Raporda, ayrıca Halkların Demokratik Partisi (HDP) eski Milletvekili Garo Paylan’ın polis tarafından şiddete uğradığı anların da görüntüleri de incelendi. Paylan için “sivil şahıs” tanımlaması yapılan raporda, “Polisle itişen ve gözaltına alınma işine müdahale eden sivil şahsın başka bir polis memuru boğazından koluyla sıkarak götürüldüğünün görüldüğü” ifadesi yer aldı.
Ne olmuştu?
Cumartesi Anneleri’nin, kaybedilen yakınlarının akıbetini sormak ve faillerin cezalandırılması talebiyle 25 Ağustos 2018’de gerçekleştirdiği eylemlerinin 700’üncü haftasında polisin biber gazlı müdahalesinde çok sayıda hak savunucusu yaralanmış ve 100’e yakın kişi gözaltına alınmıştı. Ardından Cumartesi Anneleri’nin de olduğu 46 kişi hakkında “Kanuna aykırı toplantı ve yürüyüşlere silahsız katılarak ihtara rağmen kendiliğinden dağılmama” gerekçesiyle, “Toplantı ve gösteri yürüyüşleri kanununa muhalefet” iddiasıyla dava açılmıştı.

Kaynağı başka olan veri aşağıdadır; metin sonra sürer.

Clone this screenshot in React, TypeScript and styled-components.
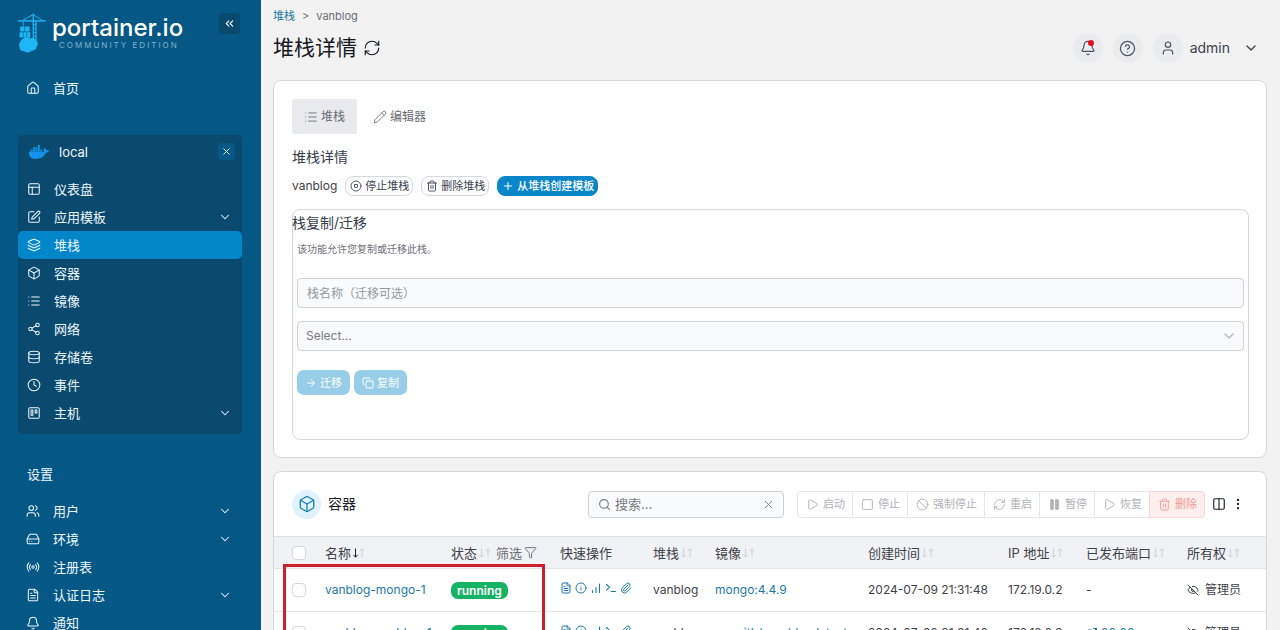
import React from 'react';
import styled, { createGlobalStyle, css } from 'styled-components';
import {
  House, Layout, SquarePen, Layers, Box, List, Share2, Database, Clock, Trello, Users, HardDrive, Radio,
  FileText, Bell, ChevronDown, ChevronsLeft, X, RefreshCw, CircleHelp, User, Pencil, CircleStop, Trash2, Plus,
  ArrowRight, Copy, Search, Play, Square, Ban, Pause, Columns2, EllipsisVertical, Info, Paperclip, Funnel,
  EyeOff, ExternalLink, LucideIcon,
} from 'lucide-react';
import { FaDocker } from 'react-icons/fa';

const GlobalStyle = createGlobalStyle`
  *, *::before, *::after { box-sizing: border-box; }
  body {
    margin: 0;
    background: #f2f2f3;
    color: #3f4249;
    font: 13px/20px Inter, "Noto Sans CJK SC", sans-serif;
  }
  button, input, select { font: inherit; color: inherit; }
  button { cursor: pointer; padding: 0; border: 0; background: none; }
  h1, h2, p, ul, ol { margin: 0; padding: 0; font-weight: 400; }
  li { list-style: none; }
  a { color: #1d78a8; text-decoration: none; }
  svg { flex: none; display: block; }
`;

const Page = styled.div`
  display: flex;
  height: 100vh;
  overflow: hidden;
`;

/* ---------- Sidebar ---------- */

const Sidebar = styled.aside`
  flex: 0 0 261px;
  overflow: hidden;
  padding: 0 19px 0 18px;
  background: #055886;
  color: #eef7fc;
`;

const Brand = styled.header`
  display: flex;
  align-items: flex-start;
  height: 74px;
  padding: 13px 2px 0 0;
`;

const BrandText = styled.div`
  flex: 1;
  padding: 2px 0 0 6px;
  white-space: nowrap;
`;

const BrandName = styled.div`
  font: 500 24px/26px Inter, sans-serif;
  color: #fff;
`;

const BrandEdition = styled.div`
  padding-left: 7px;
  font: 8px/8px Inter, sans-serif;
  letter-spacing: 2px;
  color: #86afc9;
`;

const SquareButton = styled.button<{ $size: number; $bg: string }>`
  display: flex;
  align-items: center;
  justify-content: center;
  width: ${(p) => p.$size}px;
  height: ${(p) => p.$size}px;
  border-radius: 4px;
  background: ${(p) => p.$bg};
`;

const Panel = styled.section`
  margin: 33px 0 30px;
  padding-bottom: 7px;
  border-radius: 4px;
  background: #0b4a6f;
`;

const PanelHead = styled.div`
  display: flex;
  align-items: center;
  gap: 10px;
  height: 33px;
  margin-bottom: 7px;
  padding: 0 7px 0 11px;
  span { flex: 1; }
`;

const NavItem = styled.a<{ $active?: boolean; $outer?: boolean }>`
  display: flex;
  align-items: center;
  gap: 13px;
  height: 28px;
  padding: 0 10px 0 ${(p) => (p.$outer ? 8 : 9)}px;
  border-radius: 5px;
  color: inherit;
  background: ${(p) => (p.$active ? '#0086c9' : 'transparent')};
  span { flex: 1; }
`;

const NavHeading = styled.h2`
  height: 20px;
  margin-bottom: 13px;
  padding-left: 9px;
  font-size: 13px;
`;

type Entry = { icon: LucideIcon; label: string; expandable?: boolean; active?: boolean };

const homeNav: Entry[] = [{ icon: House, label: '首页' }];

const environmentNav: Entry[] = [
  { icon: Layout, label: '仪表盘' },
  { icon: SquarePen, label: '应用模板', expandable: true },
  { icon: Layers, label: '堆栈', active: true },
  { icon: Box, label: '容器' },
  { icon: List, label: '镜像' },
  { icon: Share2, label: '网络' },
  { icon: Database, label: '存储卷' },
  { icon: Clock, label: '事件' },
  { icon: Trello, label: '主机', expandable: true },
];

const settingsNav: Entry[] = [
  { icon: Users, label: '用户', expandable: true },
  { icon: HardDrive, label: '环境', expandable: true },
  { icon: Radio, label: '注册表' },
  { icon: FileText, label: '认证日志', expandable: true },
  { icon: Bell, label: '通知' },
];

function NavList({ entries, outer }: { entries: Entry[]; outer?: boolean }) {
  return (
    <ul>
      {entries.map(({ icon: Icon, label, expandable, active }) => (
        <li key={label}>
          <NavItem href="#" $active={active} $outer={outer}>
            <Icon size={14} strokeWidth={1.75} />
            <span>{label}</span>
            {expandable && <ChevronDown size={14} strokeWidth={1.75} />}
          </NavItem>
        </li>
      ))}
    </ul>
  );
}

function CraneLogo() {
  return (
    <svg width="28" height="41" viewBox="0 0 28 41" fill="#1fb6f6" aria-hidden="true">
      <path d="M0 7.2h27.600v1.400H0z" />
      <path d="M14.600 0.500h1.300v28h-1.300zM17.300 8h1.300v20h-1.300z" />
      <path d="M15.200 1.500 25 8M15.200 1.500 3.500 8" fill="none" stroke="#1fb6f6" strokeWidth="1" />
      <path d="M4.800 8h.8v5.500h-.8zM15 11h3v.8h-3zM15 15h3v.8h-3zM15 19h3v.8h-3zM15 23h3v.8h-3z" />
      <path d="M2.200 13.400h4.300v5H2.200zM7.200 13.400h4.300v5H7.200zM1.600 19.200h3.200v5.200H1.600zM5.400 19.200h3.200v5.200H5.400zM9.200 19.200h3v5.200h-3z" />
      <path d="M5.200 25.600c2.200-2 5.400-1.600 7 0 2.200-1.200 5.400-.4 6 2.200 2.200 1.200 2.200 4.200.4 5.600 0 2.800-2.600 4.600-5 4-1.800 2.600-6 2.600-7.600.6-2.600.6-4.800-1.600-4.200-4-1.600-2.400-.6-4.800 1.200-5.600 0-1.200 1-2.400 2.200-2.800z" />
    </svg>
  );
}

/* ---------- Main area ---------- */

const Main = styled.main`
  flex: 1;
  min-width: 0;
  overflow: hidden;
  padding: 6px 13px 0 12px;
`;

const Breadcrumb = styled.nav`
  display: flex;
  gap: 7px;
  color: #6b7078;
  font-size: 11px;
`;

const TitleBar = styled.header`
  display: flex;
  align-items: center;
  height: 44px;
  margin-bottom: 10px;
`;

const Title = styled.h1`
  display: flex;
  flex: 1;
  align-items: center;
  gap: 6px;
  color: #16191f;
  font-size: 21px;
  line-height: 32px;
`;

const UserTools = styled.div`
  display: flex;
  align-items: center;
  gap: 10px;
  padding-right: 8px;
`;

const RoundButton = styled.button`
  position: relative;
  display: flex;
  align-items: center;
  justify-content: center;
  width: 30px;
  height: 30px;
  border-radius: 50%;
  background: #ebecf0;
  color: #4a5366;
`;

const AlertDot = styled.i`
  position: absolute;
  top: 7px;
  right: 9px;
  width: 6px;
  height: 6px;
  border-radius: 50%;
  background: #e2101c;
`;

const UserMenu = styled.button`
  display: flex;
  align-items: center;
  gap: 7px;
  font-size: 14px;
  > svg { margin-left: 6px; }
`;

const UserBadge = styled.span`
  display: flex;
  align-items: center;
  justify-content: center;
  width: 30px;
  height: 30px;
  border-radius: 50%;
  background: #ebecf0;
  color: #4a5366;
`;

const Card = styled.section`
  position: relative;
  margin-bottom: 13px;
  border: 1px solid #d6d8dc;
  border-radius: 8px;
  background: #fff;
`;

const StackBody = styled.div`
  padding: 18px 17px 17px 18px;
`;

const Tabs = styled.div`
  display: flex;
  gap: 4px;
  margin-bottom: 13px;
`;

const Tab = styled.button<{ $active?: boolean }>`
  display: flex;
  align-items: center;
  gap: 3px;
  height: 35px;
  padding: 0 12px;
  border-radius: 3px;
  color: #6a6d73;
  font-size: 12px;
  background: ${(p) => (p.$active ? '#e9eaee' : 'transparent')};
`;

const SectionTitle = styled.h2`
  color: #363c4a;
  font-size: 14px;
  line-height: 20px;
`;

const StackActions = styled.div`
  display: flex;
  align-items: center;
  gap: 8px;
  margin: 9px 0 13px;
  font-size: 12px;
`;

const Pill = styled.button<{ $primary?: boolean }>`
  display: flex;
  align-items: center;
  gap: 3px;
  height: 20px;
  padding: 0 3px 0 4px;
  border: 1px solid #d5d8de;
  border-radius: 8px;
  color: #3c4252;
  font-size: 11px;
  line-height: 16px;
  ${(p) => p.$primary && css`
    border-color: #0b86c8;
    background: #0b86c8;
    color: #fff;
    font-weight: 500;
  `}
`;

const MigrateBox = styled.form`
  min-height: 231px;
  padding: 3px 4px 0;
  border: 1px solid #d6d8dc;
  border-radius: 8px;
`;

const BoxTitle = styled(SectionTitle)`
  margin-left: -5px;
`;

const Help = styled.p`
  margin: 6px 0 19px;
  color: #6e7178;
  font-size: 10px;
`;

const fieldStyle = css`
  display: block;
  width: 100%;
  height: 30px;
  border: 1px solid #d0d3d7;
  border-radius: 4px;
  background: #f9fafb;
  color: #777b80;
  font-size: 12px;
`;

const TextField = styled.input`
  ${fieldStyle}
  padding: 0 9px;
  margin-bottom: 13px;
  &::placeholder { color: #96999d; }
`;

const SelectWrap = styled.div`
  position: relative;
  color: #b5b8bc;
  svg { position: absolute; right: 7px; top: 7px; pointer-events: none; }
`;

const SelectField = styled.select`
  ${fieldStyle}
  padding: 0 8px;
  appearance: none;
`;

const FormActions = styled.div`
  display: flex;
  gap: 4px;
  margin-top: 19px;
`;

const SoftButton = styled.button`
  display: flex;
  align-items: center;
  gap: 3px;
  height: 25px;
  padding: 0 8px;
  border-radius: 7px;
  background: #98cde8;
  color: #fff;
  font-size: 11px;
`;

/* ---------- Container table ---------- */

const TableBar = styled.header`
  display: flex;
  align-items: center;
  height: 64px;
  padding: 0 21px 0 18px;
`;

const CircleIcon = styled.span`
  display: flex;
  align-items: center;
  justify-content: center;
  width: 29px;
  height: 29px;
  margin-right: 7px;
  border-radius: 50%;
  background: #e0f2fe;
  color: #1a80b4;
`;

const TableTitle = styled(SectionTitle)`
  flex: 1;
  color: #1d2129;
`;

const SearchBox = styled.label`
  display: flex;
  align-items: center;
  gap: 4px;
  width: 196px;
  height: 27px;
  margin-right: 14px;
  padding: 0 8px 0 9px;
  border: 1px solid #cdd1d6;
  border-radius: 4px;
  background: #f9fafb;
  color: #777b82;
  input {
    flex: 1;
    min-width: 0;
    padding: 0;
    border: 0;
    outline: 0;
    background: none;
    &::placeholder { color: #777b82; }
  }
`;

const ButtonGroup = styled.div`
  display: flex;
  margin-right: 7px;
`;

const GroupButton = styled.button<{ $danger?: boolean }>`
  display: flex;
  align-items: center;
  gap: 4px;
  height: 27px;
  padding: 0 7px 0 8px;
  border: 1px solid #e4e6e9;
  margin-left: -1px;
  color: #b0b3b8;
  font-size: 11px;
  &:first-child { border-radius: 4px 0 0 4px; }
  &:last-child { border-radius: 0 4px 4px 0; }
  ${(p) => p.$danger && css`
    border-color: #f8d8d6;
    background: #feeeed;
    color: #ee9d97;
  `}
`;

const IconButtons = styled.div`
  display: flex;
  align-items: center;
  gap: 5px;
  color: #1d2129;
`;

const Table = styled.table`
  width: 100%;
  border-collapse: collapse;
  table-layout: fixed;
  white-space: nowrap;
  th, td { padding: 0; text-align: left; font-weight: 400; }
  th { height: 32px; border-top: 1px solid #dfe1e5; background: #f1f2f5; }
  td { height: 43px; border-top: 1px solid #e2e4e7; font-size: 12px; }
  th:first-child, td:first-child { padding-left: 18px; }
`;

const CheckBox = styled.input`
  appearance: none;
  display: block;
  width: 14px;
  height: 14px;
  margin: 0;
  border: 1px solid #d3d6db;
  border-radius: 4px;
  background: #fff;
`;

const Inline = styled.span<{ $gap?: number }>`
  display: flex;
  align-items: center;
  gap: ${(p) => p.$gap ?? 2}px;
`;

const FilterLabel = styled.button`
  display: flex;
  align-items: center;
  gap: 2px;
  margin-left: 3px;
  color: #6b6f77;
`;

const QuickLinks = styled.div`
  display: flex;
  gap: 3px;
  padding-bottom: 4px;
`;

const Status = styled.span`
  display: block;
  width: fit-content;
  padding: 0 6px;
  border-radius: 7px;
  background: #16b364;
  color: #fff;
  font-weight: 600;
  line-height: 17px;
`;

const Highlight = styled.div`
  position: absolute;
  left: 9px;
  top: 92px;
  width: 262px;
  height: 150px;
  border: 3px solid #cf1f2d;
  pointer-events: none;
`;

function SortArrows({ sorted }: { sorted?: boolean }) {
  return (
    <svg width="12" height="10" viewBox="0 0 12 10" fill="none" strokeWidth="1" aria-hidden="true">
      <path d="M2.500 0.500v8.500M0.300 6.800l2.200 2.400 2.200-2.400" stroke={sorted ? '#1d2129' : '#cfd2d7'} />
      <path d="M9 9.500v-8.500M6.800 3.200l2.200-2.400 2.200 2.400" stroke="#cfd2d7" />
    </svg>
  );
}

function StatsIcon() {
  return (
    <svg width="12" height="12" viewBox="0 0 12 12" stroke="currentColor" strokeWidth="1.100" strokeLinecap="round" aria-hidden="true">
      <path d="M2.500 10.500v-2M6 10.500v-5M9.500 10.500v-8.500" />
    </svg>
  );
}

function PromptIcon() {
  return (
    <svg width="12" height="12" viewBox="0 0 12 12" fill="none" stroke="currentColor" strokeWidth="1.100" strokeLinecap="round" aria-hidden="true">
      <path d="M1.500 2.500l3 2.800-3 2.800M6 9.500h4.500" />
    </svg>
  );
}

const bulkActions: { icon: LucideIcon; label: string; danger?: boolean; solid?: boolean }[] = [
  { icon: Play, label: '启动' },
  { icon: Square, label: '停止' },
  { icon: Ban, label: '强制停止' },
  { icon: RefreshCw, label: '重启' },
  { icon: Pause, label: '暂停', solid: true },
  { icon: Play, label: '恢复' },
  { icon: Trash2, label: '删除', danger: true },
];

const columnWidths = [51, 126, 109, 93, 62, undefined, 140, 78, 101, 79];

const containers = [
  { name: 'vanblog-mongo-1', image: 'mongo:4.4.9', ip: '172.19.0.2', port: '' },
  { name: 'vanblog-vanblog-1', image: 'mereith/van-blog:latest', ip: '172.19.0.3', port: '80:80' },
];

function ContainerTable() {
  return (
    <Table>
      <colgroup>
        {columnWidths.map((width, i) => <col key={i} width={width} />)}
      </colgroup>
      <thead>
        <tr>
          <th><CheckBox type="checkbox" aria-label="全选" /></th>
          <th><Inline>名称<SortArrows sorted /></Inline></th>
          <th>
            <Inline>
              状态<SortArrows />
              <FilterLabel type="button">筛选<Funnel size={13} strokeWidth={1.75} /></FilterLabel>
            </Inline>
          </th>
          <th>快速操作</th>
          {['堆栈', '镜像', '创建时间', 'IP 地址', '已发布端口', '所有权'].map((label) => (
            <th key={label}><Inline>{label}<SortArrows /></Inline></th>
          ))}
        </tr>
      </thead>
      <tbody>
        {containers.map((c) => (
          <tr key={c.name}>
            <td><CheckBox type="checkbox" aria-label={c.name} /></td>
            <td><a href="#">{c.name}</a></td>
            <td><Status>running</Status></td>
            <td>
              <QuickLinks>
                <a href="#" aria-label="日志"><FileText size={12} /></a>
                <a href="#" aria-label="详情"><Info size={12} /></a>
                <a href="#" aria-label="统计"><StatsIcon /></a>
                <a href="#" aria-label="控制台"><PromptIcon /></a>
                <a href="#" aria-label="附加"><Paperclip size={12} /></a>
              </QuickLinks>
            </td>
            <td>vanblog</td>
            <td><a href="#">{c.image}</a></td>
            <td>2024-07-09 21:31:48</td>
            <td>{c.ip}</td>
            <td>
              {c.port ? <a href="#"><Inline $gap={3}><ExternalLink size={12} />{c.port}</Inline></a> : '-'}
            </td>
            <td><Inline $gap={6}><EyeOff size={12} />管理员</Inline></td>
          </tr>
        ))}
      </tbody>
    </Table>
  );
}

export default function App() {
  return (
    <Page>
      <GlobalStyle />
      <Sidebar>
        <Brand>
          <CraneLogo />
          <BrandText>
            <BrandName>portainer.io</BrandName>
            <BrandEdition>COMMUNITY EDITION</BrandEdition>
          </BrandText>
          <SquareButton type="button" aria-label="收起" $size={21} $bg="#0b4a6f"><ChevronsLeft size={13} /></SquareButton>
        </Brand>
        <NavList outer entries={homeNav} />
        <Panel>
          <PanelHead>
            <FaDocker size={20} color="#1593ea" />
            <span>local</span>
            <SquareButton type="button" aria-label="关闭" $size={17} $bg="#065986"><X size={11} /></SquareButton>
          </PanelHead>
          <NavList entries={environmentNav} />
        </Panel>
        <NavHeading>设置</NavHeading>
        <NavList outer entries={settingsNav} />
      </Sidebar>

      <Main>
        <Breadcrumb aria-label="breadcrumb">
          <a href="#">堆栈</a>
          <span>&gt;</span>
          <span>vanblog</span>
        </Breadcrumb>
        <TitleBar>
          <Title>堆栈详情<RefreshCw size={18} strokeWidth={1.5} /></Title>
          <UserTools>
            <RoundButton type="button" aria-label="通知"><Bell size={16} strokeWidth={1.75} /><AlertDot /></RoundButton>
            <RoundButton type="button" aria-label="帮助"><CircleHelp size={17} strokeWidth={1.75} /></RoundButton>
            <UserMenu type="button">
              <UserBadge><User size={16} strokeWidth={1.75} /></UserBadge>
              admin
              <ChevronDown size={16} />
            </UserMenu>
          </UserTools>
        </TitleBar>

        <Card>
          <StackBody>
            <Tabs>
              <Tab type="button" $active><List size={14} strokeWidth={1.5} />堆栈</Tab>
              <Tab type="button"><Pencil size={14} strokeWidth={1.5} />编辑器</Tab>
            </Tabs>
            <SectionTitle>堆栈详情</SectionTitle>
            <StackActions>
              vanblog
              <Pill type="button"><CircleStop size={12} strokeWidth={1.75} />停止堆栈</Pill>
              <Pill type="button"><Trash2 size={12} strokeWidth={1.75} />删除堆栈</Pill>
              <Pill type="button" $primary><Plus size={12} />从堆栈创建模板</Pill>
            </StackActions>
            <MigrateBox>
              <BoxTitle>栈复制/迁移</BoxTitle>
              <Help>该功能允许您复制或迁移此栈。</Help>
              <TextField type="text" aria-label="栈名称" placeholder="栈名称（迁移可选）" />
              <SelectWrap>
                <SelectField aria-label="环境">
                  <option>Select...</option>
                </SelectField>
                <ChevronDown size={16} />
              </SelectWrap>
              <FormActions>
                <SoftButton type="button"><ArrowRight size={12} />迁移</SoftButton>
                <SoftButton type="button"><Copy size={12} />复制</SoftButton>
              </FormActions>
            </MigrateBox>
          </StackBody>
        </Card>

        <Card>
          <TableBar>
            <CircleIcon><Box size={18} strokeWidth={1.75} /></CircleIcon>
            <TableTitle>容器</TableTitle>
            <SearchBox>
              <Search size={13} />
              <input type="text" aria-label="搜索" placeholder="搜索..." />
              <X size={13} strokeWidth={1.75} />
            </SearchBox>
            <ButtonGroup>
              {bulkActions.map(({ icon: Icon, label, danger, solid }) => (
                <GroupButton key={label} type="button" $danger={danger}>
                  <Icon size={13} strokeWidth={1.75} fill={solid ? 'currentColor' : 'none'} />
                  {label}
                </GroupButton>
              ))}
            </ButtonGroup>
            <IconButtons>
              <button type="button" aria-label="列"><Columns2 size={14} /></button>
              <button type="button" aria-label="更多"><EllipsisVertical size={14} /></button>
            </IconButtons>
          </TableBar>
          <ContainerTable />
          <Highlight />
        </Card>
      </Main>
    </Page>
  );
}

Eski İçişleri Bakanı Süleyman Soylu da Cumartesi Anneleri/İnsanları’nı hedef göstererek, “İzin vermedik çünkü artık bu istismarın ve kandırmacanın son bulmasını istedik. Anneliğin terör örgütüyle istismar edilmesine, terörün kılıf yapılmasına göz mü yumsaydık?” demişti.
Eylemde kolu kırılan Aydın Aydoğan, polis müdahalesinin Soylu’nun talimatı doğrultusunda olduğunu belirterek, Soylu hakkında suç duyurusunda bulundu. İstanbul Başsavcılığı, dosyayı “yetkisizlik” kararıyla Ankara Cumhuriyet Başsavcılığı’na gönderdi. Dosya hala açık durumda.
Aydoğan, ayrıca kayıp yakınlarından Maside Ocak ile hak savunucu Leman Yurtsever ile birlikte polis şiddetine dair de suç duyurusunda bulundu. Savcı, “takipsizlik” kararı verdi. Aydoğan bunun üzerine Anayasa Mahkemesi’ne (AYM) bireysel başvuruda bulundu. AYM, “kötü muamele yasağını ihlal edildiği” kararı vererek, sorumluların yargılanmasını istedi.